<Bz65>PayPal boosts EBay profits
SAN FRANCISCO (AP) — EBay Inc. reported yesterday that first-quarter profit surged 52 percent, trouncing Wall Street expectations thanks to big-spending shoppers overseas and scorching performance of its PayPal electronic transaction division.Despite lacklustre growth in the total number of listings on the world’s largest online auction, eBay earned $377.2 million, or 27 cents per share, for the three months ended March 31. It earned $248.3 million, or 17 cents per share, in the year-ago period.
First-quarter revenue totalled $1.77 billion, up 27 percent from $1.39 billion a year ago.
“It was a very strong quarter across the board,” eBay president and chief executive Meg Whitman told The Associated Press. She added that the company, which spent $333 million last quarter in a stock buyback programme, would repurchase up to $2 billion in additional shares through January 2009.
EBay’s most lucrative division is PayPal, which last quarter generated revenue of $439 million, up 31 percent from the year-ago quarter. The online payment service, which competes against Google Inc.’s Checkout service, had 143 million accounts in March — up 36 percent from a year ago.
PayPal customers made $11.36 billion (euro8.37 billion) in transactions last quarter, up 30 percent from the year-ago quarter. The division is essentially an online bank that allows payments on eBay and thousands of other sites and between individuals.
During the quarter, 82.9 million active eBay users exchanged $14.28 billion in goods, ranging from pricey real estate and cars to cell phones and shoes.
EBay posted revenue of $884.9 million (euro651.76 million) in the United States last quarter, up only 18 percent from the year-ago quarter. But the company took in $883.2 million (euro650.51 million) abroad, up 38 percent from the first quarter of 2006. International sales now account for about half of total revenue.
The company is particularly focused on cracking potentially lucrative Asian markets. In December, eBay entered a joint venture with Beijing-based wireless Internet company TOM Online Inc. Whitman said yesterday that the companies will launch a new site early this summer, and it will be operated entirely by Chinese workers and stored on servers in China.

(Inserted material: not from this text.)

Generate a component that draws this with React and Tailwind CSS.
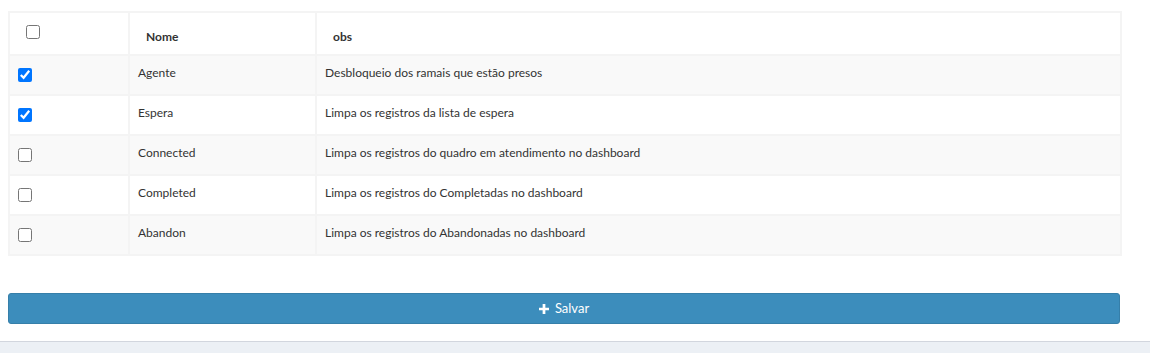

Users posted 588 million listings in the quarter, up only 2 percent from the 575 million listings in the year-ago period — a far smaller growth rate than eBay typically records.
Whitman said Wednesday she was disappointed with the tepid listings growth. She said it was the result of an ambitious effort to reduce the amount of overpriced commodity items that have increasingly clogged up the site — such as thousands of cell phone chargers, outdated MP3 players and other electronic devices, often with high starting bids and reserve prices.
“I think we made a couple mistakes in the middle of last year. ... We frankly had too many items on the site,” Whitman said.
The company has been tweaking seller fees to encourage smaller starting bids, and representatives have been calling individual sellers reminding them to abide by fair-use policies. EBay is taking a more active role in combating the growing incidence of fraud, identity theft and privacy invasions.
Because of the clampdown, Whitman said, the percentage of users who buy items is increasing.
“Conversion rates are going back up, so sellers are seeing more success — and if history is any guide, supply follows demand,” she said. “We always anticipated a lag in listings growth. We are not unduly concerned.”
The slow growth in listings did not worry Rick Munarriz, a senior analyst in media, technology and the internet for The Motley Fool. He said it was a logical consequence of eBay’s attempts to purge the site of shoddy sellers.
“Last year, they were a trailer park, and this year they want to be a luxury condo,” Munarriz said. “The current users are being milked more, but they keep coming back, so the formula is working.”